§ SHORT EXERCISE
Quote only the lines from the top of the listing below down to and including the line with "const TABS = ['终端硬件信息', '加密U盘', '终端硬件变更信息']".

§ RAW DATA
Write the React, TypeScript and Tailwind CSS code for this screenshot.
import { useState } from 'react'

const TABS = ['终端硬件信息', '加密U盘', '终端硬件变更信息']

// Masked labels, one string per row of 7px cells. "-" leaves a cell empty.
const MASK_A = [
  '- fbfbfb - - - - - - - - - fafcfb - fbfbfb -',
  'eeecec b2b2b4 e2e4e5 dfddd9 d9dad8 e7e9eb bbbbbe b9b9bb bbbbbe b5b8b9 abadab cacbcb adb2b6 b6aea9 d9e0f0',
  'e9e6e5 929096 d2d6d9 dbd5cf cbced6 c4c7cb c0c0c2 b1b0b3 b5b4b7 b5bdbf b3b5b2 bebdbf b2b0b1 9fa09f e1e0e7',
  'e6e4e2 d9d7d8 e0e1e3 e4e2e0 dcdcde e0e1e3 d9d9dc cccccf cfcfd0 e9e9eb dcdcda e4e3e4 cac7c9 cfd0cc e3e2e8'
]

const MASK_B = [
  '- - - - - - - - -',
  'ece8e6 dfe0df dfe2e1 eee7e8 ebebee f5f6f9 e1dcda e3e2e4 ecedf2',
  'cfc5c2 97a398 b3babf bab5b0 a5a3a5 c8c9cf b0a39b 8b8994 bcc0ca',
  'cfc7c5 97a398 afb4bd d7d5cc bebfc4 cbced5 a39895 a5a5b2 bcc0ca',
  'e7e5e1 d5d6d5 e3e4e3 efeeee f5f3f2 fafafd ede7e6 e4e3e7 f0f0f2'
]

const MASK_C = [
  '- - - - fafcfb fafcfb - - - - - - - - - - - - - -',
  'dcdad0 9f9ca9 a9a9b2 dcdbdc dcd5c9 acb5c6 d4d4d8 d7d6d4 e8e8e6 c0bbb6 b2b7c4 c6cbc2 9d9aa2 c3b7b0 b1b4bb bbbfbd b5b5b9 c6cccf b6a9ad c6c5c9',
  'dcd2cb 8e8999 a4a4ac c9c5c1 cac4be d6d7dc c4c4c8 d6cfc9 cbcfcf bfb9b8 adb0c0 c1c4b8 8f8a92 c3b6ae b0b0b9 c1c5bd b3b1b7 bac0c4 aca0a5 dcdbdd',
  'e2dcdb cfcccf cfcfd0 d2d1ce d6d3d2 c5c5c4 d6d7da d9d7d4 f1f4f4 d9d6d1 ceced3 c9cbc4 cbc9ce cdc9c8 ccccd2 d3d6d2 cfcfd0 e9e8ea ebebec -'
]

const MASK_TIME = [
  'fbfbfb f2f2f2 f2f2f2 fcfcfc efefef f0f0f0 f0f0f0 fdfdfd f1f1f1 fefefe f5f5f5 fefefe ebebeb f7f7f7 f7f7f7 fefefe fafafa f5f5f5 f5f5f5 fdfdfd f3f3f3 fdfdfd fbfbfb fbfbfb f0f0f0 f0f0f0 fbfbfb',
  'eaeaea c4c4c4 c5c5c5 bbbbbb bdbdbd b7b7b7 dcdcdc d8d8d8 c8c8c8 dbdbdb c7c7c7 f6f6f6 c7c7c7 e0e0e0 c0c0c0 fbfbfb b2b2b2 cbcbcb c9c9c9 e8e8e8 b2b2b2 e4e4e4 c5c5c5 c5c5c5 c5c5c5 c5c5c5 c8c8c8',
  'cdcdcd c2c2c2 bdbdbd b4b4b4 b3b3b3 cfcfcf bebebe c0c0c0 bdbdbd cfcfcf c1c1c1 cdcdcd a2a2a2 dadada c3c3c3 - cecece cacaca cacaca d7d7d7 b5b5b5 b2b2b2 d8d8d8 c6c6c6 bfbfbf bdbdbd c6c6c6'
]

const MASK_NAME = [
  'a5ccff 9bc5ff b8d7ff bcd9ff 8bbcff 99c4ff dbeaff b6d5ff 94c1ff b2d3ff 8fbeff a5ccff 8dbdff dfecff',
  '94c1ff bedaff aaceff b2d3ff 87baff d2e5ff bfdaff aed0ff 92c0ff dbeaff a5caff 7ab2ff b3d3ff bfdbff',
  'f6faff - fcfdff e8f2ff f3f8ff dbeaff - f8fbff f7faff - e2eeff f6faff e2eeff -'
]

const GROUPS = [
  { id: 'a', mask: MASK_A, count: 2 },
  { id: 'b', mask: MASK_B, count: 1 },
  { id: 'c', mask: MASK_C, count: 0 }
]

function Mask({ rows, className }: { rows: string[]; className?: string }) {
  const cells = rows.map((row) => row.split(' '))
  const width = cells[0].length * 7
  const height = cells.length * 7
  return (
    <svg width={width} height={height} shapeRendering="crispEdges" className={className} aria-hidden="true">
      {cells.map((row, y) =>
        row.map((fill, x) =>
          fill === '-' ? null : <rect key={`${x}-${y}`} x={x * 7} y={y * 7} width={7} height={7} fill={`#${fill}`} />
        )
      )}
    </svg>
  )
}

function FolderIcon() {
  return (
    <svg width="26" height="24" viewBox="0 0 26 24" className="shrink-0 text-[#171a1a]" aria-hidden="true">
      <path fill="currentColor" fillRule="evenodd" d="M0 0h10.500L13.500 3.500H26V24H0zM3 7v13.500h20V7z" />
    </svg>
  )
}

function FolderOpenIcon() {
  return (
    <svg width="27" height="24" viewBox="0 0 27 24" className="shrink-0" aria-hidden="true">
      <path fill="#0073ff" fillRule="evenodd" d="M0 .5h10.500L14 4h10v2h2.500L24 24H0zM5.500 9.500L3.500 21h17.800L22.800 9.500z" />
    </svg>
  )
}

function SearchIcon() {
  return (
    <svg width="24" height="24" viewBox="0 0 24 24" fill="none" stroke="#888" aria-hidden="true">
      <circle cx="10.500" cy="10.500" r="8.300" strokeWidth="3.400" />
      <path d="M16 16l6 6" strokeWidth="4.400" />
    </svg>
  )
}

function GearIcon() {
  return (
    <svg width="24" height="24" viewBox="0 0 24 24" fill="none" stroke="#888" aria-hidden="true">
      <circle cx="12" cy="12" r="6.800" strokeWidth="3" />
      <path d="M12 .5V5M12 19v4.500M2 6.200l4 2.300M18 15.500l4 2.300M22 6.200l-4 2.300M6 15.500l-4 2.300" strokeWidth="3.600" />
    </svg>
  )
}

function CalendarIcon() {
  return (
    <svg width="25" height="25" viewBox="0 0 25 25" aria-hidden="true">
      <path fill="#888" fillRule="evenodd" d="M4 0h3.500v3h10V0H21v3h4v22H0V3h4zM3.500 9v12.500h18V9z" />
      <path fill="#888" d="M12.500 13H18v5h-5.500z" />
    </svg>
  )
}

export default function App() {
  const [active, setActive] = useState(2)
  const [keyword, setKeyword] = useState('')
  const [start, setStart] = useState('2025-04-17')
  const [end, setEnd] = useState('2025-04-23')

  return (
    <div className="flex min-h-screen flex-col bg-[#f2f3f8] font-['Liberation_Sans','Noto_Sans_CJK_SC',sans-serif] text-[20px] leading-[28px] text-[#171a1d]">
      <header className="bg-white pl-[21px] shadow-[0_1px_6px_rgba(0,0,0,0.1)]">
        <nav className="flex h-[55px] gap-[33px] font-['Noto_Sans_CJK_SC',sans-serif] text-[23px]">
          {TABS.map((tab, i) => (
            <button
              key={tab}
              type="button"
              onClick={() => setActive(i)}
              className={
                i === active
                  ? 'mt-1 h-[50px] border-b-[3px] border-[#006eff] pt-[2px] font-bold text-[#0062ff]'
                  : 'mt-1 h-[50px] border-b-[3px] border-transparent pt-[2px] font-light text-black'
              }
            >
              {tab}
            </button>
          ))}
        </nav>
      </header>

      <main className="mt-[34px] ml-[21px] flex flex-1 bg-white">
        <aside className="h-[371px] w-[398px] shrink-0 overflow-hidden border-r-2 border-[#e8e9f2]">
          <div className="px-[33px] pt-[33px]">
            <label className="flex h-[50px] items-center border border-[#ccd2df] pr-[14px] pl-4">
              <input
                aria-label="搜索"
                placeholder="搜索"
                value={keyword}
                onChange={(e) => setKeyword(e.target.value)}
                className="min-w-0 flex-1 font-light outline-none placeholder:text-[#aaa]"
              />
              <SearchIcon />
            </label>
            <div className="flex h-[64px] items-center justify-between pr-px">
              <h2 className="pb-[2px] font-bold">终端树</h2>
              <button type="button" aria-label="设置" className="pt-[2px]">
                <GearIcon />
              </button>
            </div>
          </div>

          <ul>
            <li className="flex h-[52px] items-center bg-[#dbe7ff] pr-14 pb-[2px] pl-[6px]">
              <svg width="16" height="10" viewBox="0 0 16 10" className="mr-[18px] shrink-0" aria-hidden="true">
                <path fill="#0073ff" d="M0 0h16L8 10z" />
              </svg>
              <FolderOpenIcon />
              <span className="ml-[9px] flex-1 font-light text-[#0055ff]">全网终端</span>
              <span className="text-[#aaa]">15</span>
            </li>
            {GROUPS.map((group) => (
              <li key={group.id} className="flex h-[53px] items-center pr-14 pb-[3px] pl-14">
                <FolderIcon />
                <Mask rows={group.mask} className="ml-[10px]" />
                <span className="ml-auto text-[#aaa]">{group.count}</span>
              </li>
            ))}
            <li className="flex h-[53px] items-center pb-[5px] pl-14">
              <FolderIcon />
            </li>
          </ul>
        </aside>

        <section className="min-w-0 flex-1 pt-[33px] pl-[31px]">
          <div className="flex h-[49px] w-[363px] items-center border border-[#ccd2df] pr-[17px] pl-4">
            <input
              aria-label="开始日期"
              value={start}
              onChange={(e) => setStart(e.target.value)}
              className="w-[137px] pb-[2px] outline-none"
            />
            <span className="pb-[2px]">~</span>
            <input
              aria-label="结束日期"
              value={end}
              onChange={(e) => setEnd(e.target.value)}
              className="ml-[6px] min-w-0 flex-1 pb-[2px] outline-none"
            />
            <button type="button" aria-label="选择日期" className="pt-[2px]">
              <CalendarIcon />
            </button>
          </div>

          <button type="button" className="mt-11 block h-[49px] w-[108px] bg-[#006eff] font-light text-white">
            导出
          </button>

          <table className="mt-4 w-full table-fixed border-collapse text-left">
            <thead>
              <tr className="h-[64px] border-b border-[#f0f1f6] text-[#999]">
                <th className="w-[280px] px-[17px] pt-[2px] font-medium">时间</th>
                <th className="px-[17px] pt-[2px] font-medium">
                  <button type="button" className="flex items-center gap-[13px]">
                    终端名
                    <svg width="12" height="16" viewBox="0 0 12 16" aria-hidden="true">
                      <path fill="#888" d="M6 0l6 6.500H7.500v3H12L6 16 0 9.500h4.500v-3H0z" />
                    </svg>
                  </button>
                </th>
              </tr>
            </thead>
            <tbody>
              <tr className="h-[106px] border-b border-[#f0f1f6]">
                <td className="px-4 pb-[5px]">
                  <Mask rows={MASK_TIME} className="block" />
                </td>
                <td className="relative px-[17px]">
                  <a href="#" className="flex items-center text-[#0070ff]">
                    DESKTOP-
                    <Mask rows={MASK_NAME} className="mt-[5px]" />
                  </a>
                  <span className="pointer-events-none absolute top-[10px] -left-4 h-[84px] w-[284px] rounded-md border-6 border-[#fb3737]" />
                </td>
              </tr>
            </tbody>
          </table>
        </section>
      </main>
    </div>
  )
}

§ RESULT
Write the React, TypeScript and Tailwind CSS code for this screenshot.
import { useState } from 'react'

const TABS = ['终端硬件信息', '加密U盘', '终端硬件变更信息']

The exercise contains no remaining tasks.